What you will do: Pull out every line containing the string "React".

_____

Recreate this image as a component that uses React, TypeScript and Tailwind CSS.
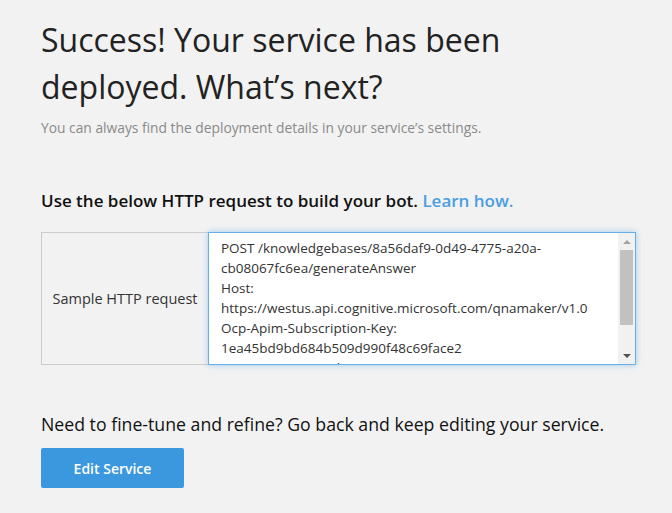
import React from "react";

const lines = [
  "POST /knowledgebases/8a56daf9-0d49-4775-a20a-",
  "cb08067fc6ea/generateAnswer",
  "Host:",
  "https://westus.api.cognitive.microsoft.com/qnamaker/v1.0",
  "Ocp-Apim-Subscription-Key:",
  "1ea45bd9bd684b509d990f48c69face2",
  "Content-Type: application/json",
];

export default function App() {
  return (
    <div
      className="min-h-[513px] w-full bg-[#f2f2f2] pl-[41px] pt-[16px] text-[#1f1f1f]"
      style={{ fontFamily: '"Open Sans", "Noto Sans", sans-serif' }}
    >
      <h1 className="text-[32px] leading-[47px] font-normal text-[#222]">
        Success! Your service has been
        <br />
        deployed. What’s next?
      </h1>
      <p className="mt-[8px] text-[13.8px] leading-[20px] text-[#8a8a8a]">
        You can always find the deployment details in your service’s settings.
      </p>
      <p className="mt-[52px] text-[17px] leading-[22px] font-semibold text-[#111]">
        Use the below HTTP request to build your bot.{" "}
        <span className="text-[#4a9ee0]">Learn how.</span>
      </p>
      <div className="mt-[20px] flex h-[133px] w-[595px] border border-[#cccccc]">
        <div className="flex w-[166px] items-center justify-center text-[14.5px] text-[#333]">
          Sample HTTP request
        </div>
        <div className="-my-px -mr-px flex flex-1 border border-[#66afe9] bg-white shadow-[0_0_6px_rgba(102,175,233,0.6)]">
          <div className="flex-1 overflow-hidden pl-[12px] pt-[5px] text-[13.5px] leading-[20px] text-[#333]">
            {lines.map((l) => (
              <div key={l} className="whitespace-nowrap">
                {l}
              </div>
            ))}
          </div>
          <div className="flex w-[17px] flex-col items-center bg-[#f1f1f1]">
            <div className="flex h-[17px] w-full items-center justify-center">
              <div className="h-0 w-0 border-x-[4px] border-b-[4px] border-x-transparent border-b-[#a3a3a3]" />
            </div>
            <div className="h-[75px] w-[13px] bg-[#c1c1c1]" />
            <div className="flex-1" />
            <div className="flex h-[17px] w-full items-center justify-center">
              <div className="h-0 w-0 border-x-[4px] border-t-[4px] border-x-transparent border-t-[#505050]" />
            </div>
          </div>
        </div>
      </div>
      <p className="mt-[48px] text-[17.7px] leading-[22px] text-[#111]">
        Need to fine-tune and refine? Go back and keep editing your service.
      </p>
      <button className="mt-[13px] flex h-[40px] w-[143px] items-center justify-center rounded-[2px] bg-[#3b97de] text-[14px] font-semibold text-white">
        Edit Service
      </button>
    </div>
  );
}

_____

Solution to the exercise:
Recreate this image as a component that uses React, TypeScript and Tailwind CSS.
import React from "react";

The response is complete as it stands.